Armchair Analyst: Breaking down the first leg between Rapids and Crew

Crew's second half defense tweaks generate more offense

Thursday’s 1-0 win by the Colorado Rapids over the Columbus Crew to open the 2010 playoffs was, in several ways, a good example of what to expect over the next three weeks.

The intensity was a notch or three higher than usual. The two teams were well-scouted and drilled, so there were few surprises. The defending was committed and physical. And in the end, the result simply came down to who executed better once they worked themselves into a position to score.

The Formations

The Rapids came out in a 4-4-2 lineup that has been described as an “empty bucket.” The term – some would say pejorative – is a reference to the lack of a true playmaker beneath their two star forwards, Conor Casey and Omar Cummings. This puts the on-the-ball creative onus on those two, as well as Brian Mullan and Wells Thompson, Colorado’s flank midfielders.

The Crew came out with a modified version of the 4-1-3-1-1 they’ve been playing all year. The modification was switching Eddie Gaven from his customary wide position to the center in front of lone defensive midfielder Brian Carroll.

The idea was to lighten the play-making load on Guillermo Barros Schelotto and get the Crew’s two livewire wingers, Robbie Rogers and Emmanuel Ekpo, onto the field from the first whistle.

The First Half

For years, Pablo Mastroeni was the shield for Colorado’s backline. The former US international was a destructive force on the defensive side of the ball, thwarting attacks and then distributing cleanly and efficiently to the nearest teammate while only pushing into the offensive third when offered an engraved invitation.

That’s why Gary Smith’s eventual decision to drop Jeff Larentowicz deeper than Mastroeni came off as strange. Larentowicz is very good defensively and provides more than adequate cover for the backline, but doesn’t cover nearly as much ground and isn’t as experienced as Mastroeni.

There’s method to Smith’s madness. Larentowicz is a superior distributor of the ball and rarely if ever gives a pass away. He still provides protection, but he’s not strictly a defensive mid: he’s a deep-lying distributor tasked with starting the Colorado attack as soon as he finds the ball.

Larentowicz’s placement also frees up Mastroeni to be a roaming destroyer. His job now is to harry the opposition all over the field and force the turnovers upon which the Rapids thrive.

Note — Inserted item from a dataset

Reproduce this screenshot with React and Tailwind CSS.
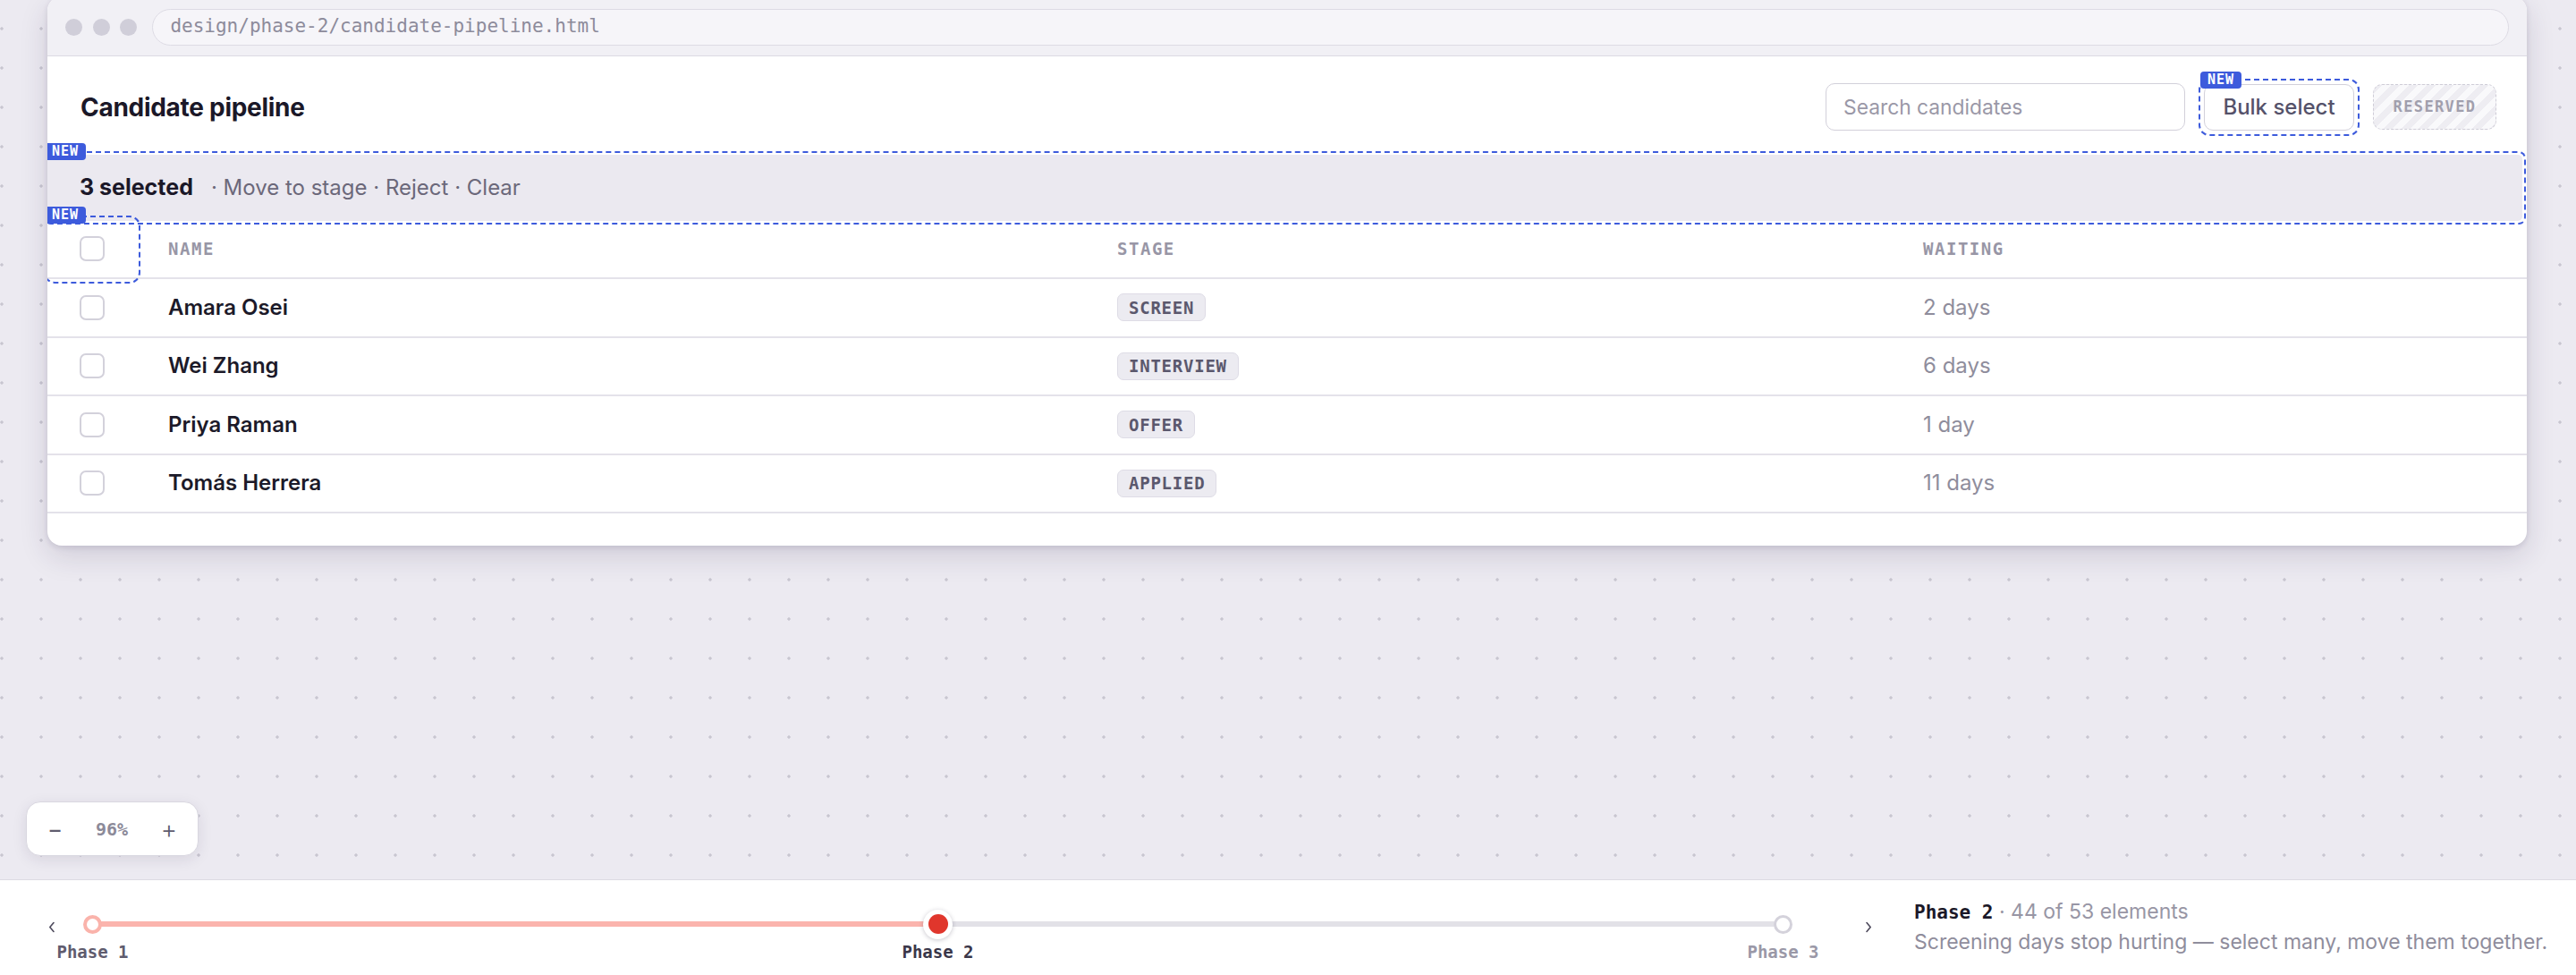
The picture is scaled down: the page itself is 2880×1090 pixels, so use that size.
import React from "react";

const mono = "font-['DejaVu_Sans_Mono',monospace]";

const candidates = [
  { name: "Amara Osei", stage: "SCREEN", waiting: "2 days" },
  { name: "Wei Zhang", stage: "INTERVIEW", waiting: "6 days" },
  { name: "Priya Raman", stage: "OFFER", waiting: "1 day" },
  { name: "Tomás Herrera", stage: "APPLIED", waiting: "11 days" },
];

/* small blue marker pinned to the corner of an annotated element */
function NewTag({ className }) {
  return (
    <span
      className={
        "absolute z-20 flex h-[19px] w-[46px] items-center justify-center rounded-[4px] bg-[#3d5bdc] text-[15px] font-bold leading-none tracking-[0.06em] text-white font-['DejaVu_Sans_Mono',monospace] " +
        className
      }
    >
      NEW
    </span>
  );
}

function Checkbox() {
  return <div className="h-[28px] w-[28px] rounded-[7px] border-2 border-[#d3d1db] bg-white" />;
}

function Chevron({ dir }) {
  return (
    <svg width="8" height="13" viewBox="0 0 8 13" fill="none">
      <path
        d={dir === "left" ? "M6 1.5 1.8 6.5 6 11.5" : "M2 1.5 6.2 6.5 2 11.5"}
        stroke="#4d4a5c"
        strokeWidth="1.6"
        strokeLinecap="round"
        strokeLinejoin="round"
      />
    </svg>
  );
}

function PhaseNode({ label, state }) {
  return (
    <div className="flex w-[79px] shrink-0 flex-col items-center">
      <div className="relative z-10 flex h-[34px] items-center justify-center">
        {state === "done" && (
          <div className="h-[21px] w-[21px] rounded-full border-[4px] border-[#fab3ab] bg-white" />
        )}
        {state === "current" && (
          <div className="flex h-[33px] w-[33px] items-center justify-center rounded-full bg-white shadow-[0_1px_5px_rgba(40,30,60,0.25)]">
            <div className="h-[22px] w-[22px] rounded-full bg-[#e0362c]" />
          </div>
        )}
        {state === "todo" && (
          <div className="h-[21px] w-[21px] rounded-full border-[3px] border-[#d4d2db] bg-white" />
        )}
      </div>
      <div
        className={
          "mt-[3px] whitespace-nowrap text-[19px] font-bold leading-[22px] font-['DejaVu_Sans_Mono',monospace] " +
          (state === "current" ? "text-[#3a3749]" : state === "done" ? "text-[#5f5c6e]" : "text-[#9a98a7]")
        }
      >
        {label}
      </div>
    </div>
  );
}

export default function App() {
  return (
    <div className="flex h-screen flex-col overflow-hidden bg-[#eceaf1] font-['Inter',sans-serif]">
      {/* canvas */}
      <div className="relative flex-1 bg-[radial-gradient(circle,#c8c6d0_1.4px,transparent_1.9px)] bg-[size:44px_44px] bg-[position:-20px_10px]">
        {/* browser window */}
        <div className="-mt-[4px] ml-[53px] w-[2772px] overflow-hidden rounded-[16px] bg-white shadow-[0_12px_32px_rgba(40,30,70,0.14),0_2px_6px_rgba(40,30,70,0.12)]">
          {/* chrome bar */}
          <div className="flex h-[67px] items-center border-b-[1.5px] border-[#dcdae3] bg-[#f1f0f5] px-[20px] pt-[2px]">
            <div className="flex gap-[11.7px]">
              <div className="h-[19px] w-[19px] rounded-full bg-[#d0ced9]" />
              <div className="h-[19px] w-[19px] rounded-full bg-[#d0ced9]" />
              <div className="h-[19px] w-[19px] rounded-full bg-[#d0ced9]" />
            </div>
            <div className={`ml-[17px] flex h-[41px] flex-1 items-center rounded-full border-[1.5px] border-[#dddbe4] bg-[#f6f5f9] pl-[19px] text-[21px] text-[#8d8b9b] ${mono}`}>
              design/phase-2/candidate-pipeline.html
            </div>
          </div>

          {/* page header */}
          <div className="flex h-[106px] items-center justify-between pl-[37px] pr-[34px] pt-[7px]">
            <h1 className="text-[28px] font-bold tracking-[-0.01em] text-[#1b1828]">Candidate pipeline</h1>
            <div className="flex items-center gap-[15px]">
              <input
                readOnly
                placeholder="Search candidates"
                className="h-[53px] w-[402px] rounded-[10px] border-[1.5px] border-[#d2d0da] bg-white pl-[19px] text-[22.8px] outline-none placeholder:text-[#9a98a7]"
              />
              <div className="relative rounded-[12px] border-2 border-dashed border-[#3d5bdc] p-[4px]">
                <NewTag className="left-[0px] top-[-10px]" />
                <button className="flex h-[52px] w-[168px] items-center justify-center rounded-[10px] border-[1.5px] border-[#d2d0da] bg-white text-[24px] font-medium text-[#55526a]">
                  Bulk select
                </button>
              </div>
              <div className={`flex h-[51px] w-[138px] items-center justify-center rounded-[10px] border-[1.5px] border-dashed border-[#cfcdd7] bg-[repeating-linear-gradient(135deg,#eeedf2_0px,#eeedf2_7px,#f9f9fb_7px,#f9f9fb_14px)] text-[17px] font-bold tracking-[0.08em] text-[#a19fad] ${mono}`}>
                RESERVED
              </div>
            </div>
          </div>

          {/* bulk action bar */}
          <div className="relative -ml-[4px] mr-[1px] rounded-[8px] border-2 border-dashed border-[#3d5bdc] p-[2px]">
            <NewTag className="left-[-1px] top-[-11px]" />
            <div className="flex h-[74px] items-center rounded-[5px] bg-[#ebe9f0] pl-[36px]">
              <span className="text-[25px] font-bold text-[#1b1828]">3 selected</span>
              <span className="ml-[20px] text-[24px] text-[#6b687a]">· Move to stage · Reject · Clear</span>
            </div>
          </div>

          {/* table */}
          <div className="pb-[36px]">
            <div className={`relative flex h-[61px] items-center border-b-2 border-[#e4e2ea] pb-[5px] text-[19px] font-bold tracking-[0.08em] text-[#9896a6] ${mono}`}>
              <NewTag className="left-[-3px] top-[-20px]" />
              <div className="absolute left-[-4px] top-[-10px] h-[76px] w-[108px] rounded-[12px] border-2 border-dashed border-[#3d5bdc]" />
              <div className="w-[135px] shrink-0 pl-[36px]">
                <Checkbox />
              </div>
              <div className="w-[1061px] shrink-0">NAME</div>
              <div className="w-[901px] shrink-0">STAGE</div>
              <div className="flex-1">WAITING</div>
            </div>

            {candidates.map((c) => (
              <div key={c.name} className="flex h-[65.5px] items-center border-b-2 border-[#e4e2ea]">
                <div className="w-[135px] shrink-0 pl-[36px]">
                  <Checkbox />
                </div>
                <div className="w-[1061px] shrink-0 text-[24px] font-semibold text-[#1c1a29]">{c.name}</div>
                <div className="w-[901px] shrink-0">
                  <span className={`inline-flex h-[31px] items-center rounded-[7px] border border-[#dedce6] bg-[#ecebf1] px-[12px] text-[19px] font-bold tracking-[0.04em] text-[#5b586d] ${mono}`}>
                    {c.stage}
                  </span>
                </div>
                <div className="flex-1 text-[24px] text-[#8f8d9c]">{c.waiting}</div>
              </div>
            ))}
          </div>
        </div>

        {/* zoom control */}
        <div className="absolute left-[29px] top-[896px] flex h-[61px] w-[193px] items-center justify-between rounded-[16px] border border-[#d9d7e0] bg-white px-[23px] shadow-[0_4px_16px_rgba(40,30,70,0.10)]">
          <span className="text-[26px] leading-none text-[#5f5c6e]">−</span>
          <span className={`text-[20px] font-bold text-[#8c8a99] ${mono}`}>96%</span>
          <span className="text-[28px] font-light leading-none text-[#5f5c6e]">+</span>
        </div>
      </div>

      {/* phase timeline */}
      <footer className="flex h-[107px] shrink-0 items-start border-t border-[#dcdae2] bg-white pl-[52px]">
        <div className="mt-[46px] flex w-[12px] justify-center">
          <Chevron dir="left" />
        </div>
        <div className="mt-[32px] flex w-[1969px] items-start">
          <PhaseNode label="Phase 1" state="done" />
          <div className="-mx-[30px] mt-[14px] h-[6px] flex-1 bg-[#fbb4ad]" />
          <PhaseNode label="Phase 2" state="current" />
          <div className="-mx-[30px] mt-[14px] h-[6px] flex-1 bg-[#e2e1e7]" />
          <PhaseNode label="Phase 3" state="todo" />
        </div>
        <div className="ml-[50px] mt-[46px] flex w-[12px] justify-center">
          <Chevron dir="right" />
        </div>
        <div className="ml-[45px] mt-[22px] leading-[26px]">
          <div>
            <span className={`text-[21px] font-bold text-[#1b1828] ${mono}`}>Phase 2</span>
            <span className="text-[23px] text-[#9896a5]"> · 44 of 53 elements</span>
          </div>
          <div className="mt-[6px] text-[23px] text-[#8f8d9c]">
            Screening days stop hurting — select many, move them together.
          </div>
        </div>
      </footer>
    </div>
  );
}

He also, occasionally, gets to push up into the attack. Usually off the ball, as he did in the 24th minute.

It took four seconds for a poor clearance from the Crew’s Andy Iro to turn into Cummings running into space deep on the right flank, which is one of his preferred creative avenues.

Mastroeni had the initial interception and quickly found Mullan. Mullan then released Cummings, while Mastroeni just made a beeline for the back post, beating Carroll. It was an exercise in soccer fundamentals. Mastroeni knew that play would develop one of two ways: Casey would cut near post and either try a short-angle shot, or dummy Cummings’ cross.

Casey dummied, and Mastroeni was there to slash home his first career playoff goal.

The Crew continued to have trouble with the Rapids’ lightning counterattacks and movement off the ball throughout the first half. Rather than get their width purely from their midfield, Colorado often have Cummings and Casey – both of whom are very good playmakers – flare wide into spots that are usually occupied by flankers.

If the central defense follows them out too far, that leaves a channel to exploit for Mullan or Thompson as they dive toward the penalty spot.

The fact that it didn’t result in a second goal is a testament to the Crew’s ability to scramble on defense.

The Second Half

Robbie Rogers said it best when he posted on his Twitter feed, “Second half we [the Crew] balled.” They got forward in numbers, they created chances and they did a much, much better job of generating offense overall.

The adjustment they made was simple, if counter-intuitive: They played more defensively.

Left back Shaun Francis had spent much of the first half pushing into the attack, leaving a gap for Cummings to exploit as he gladly did on the goal.

By holding Francis back in the second half, Cummings couldn’t find any space on the right and the Rapids were forced to either go long-ball over-the-top, or try to build through the middle. They’re capable of both, but their bread-and-butter is inside-out flank play from the forwards. The Crew made it a priority in the second 45 to take that away from them.

Offensively the Crew made a concerted effort to swap Gaven and Ekpo throughout. It didn’t quite work with any real consistency, and the Crew had trouble maintaining possession, but they did generate chances, several of which could and, perhaps, should have tied it up.

Final Thoughts

If Columbus come out next weekend with the same tactical plan they used in the second half, expect Mullan and Kosuke Kimura to get much more involved down the right side while Cummings drops central, just underneath Casey, into more of a pure #10 role.

Offensively, the Crew absolutely need to generate more possession in order to create set-pieces and bring Schelotto into the play. They also need to do a better job of stretching the Colorado defense, which had little trouble containing Stephen Lenhart.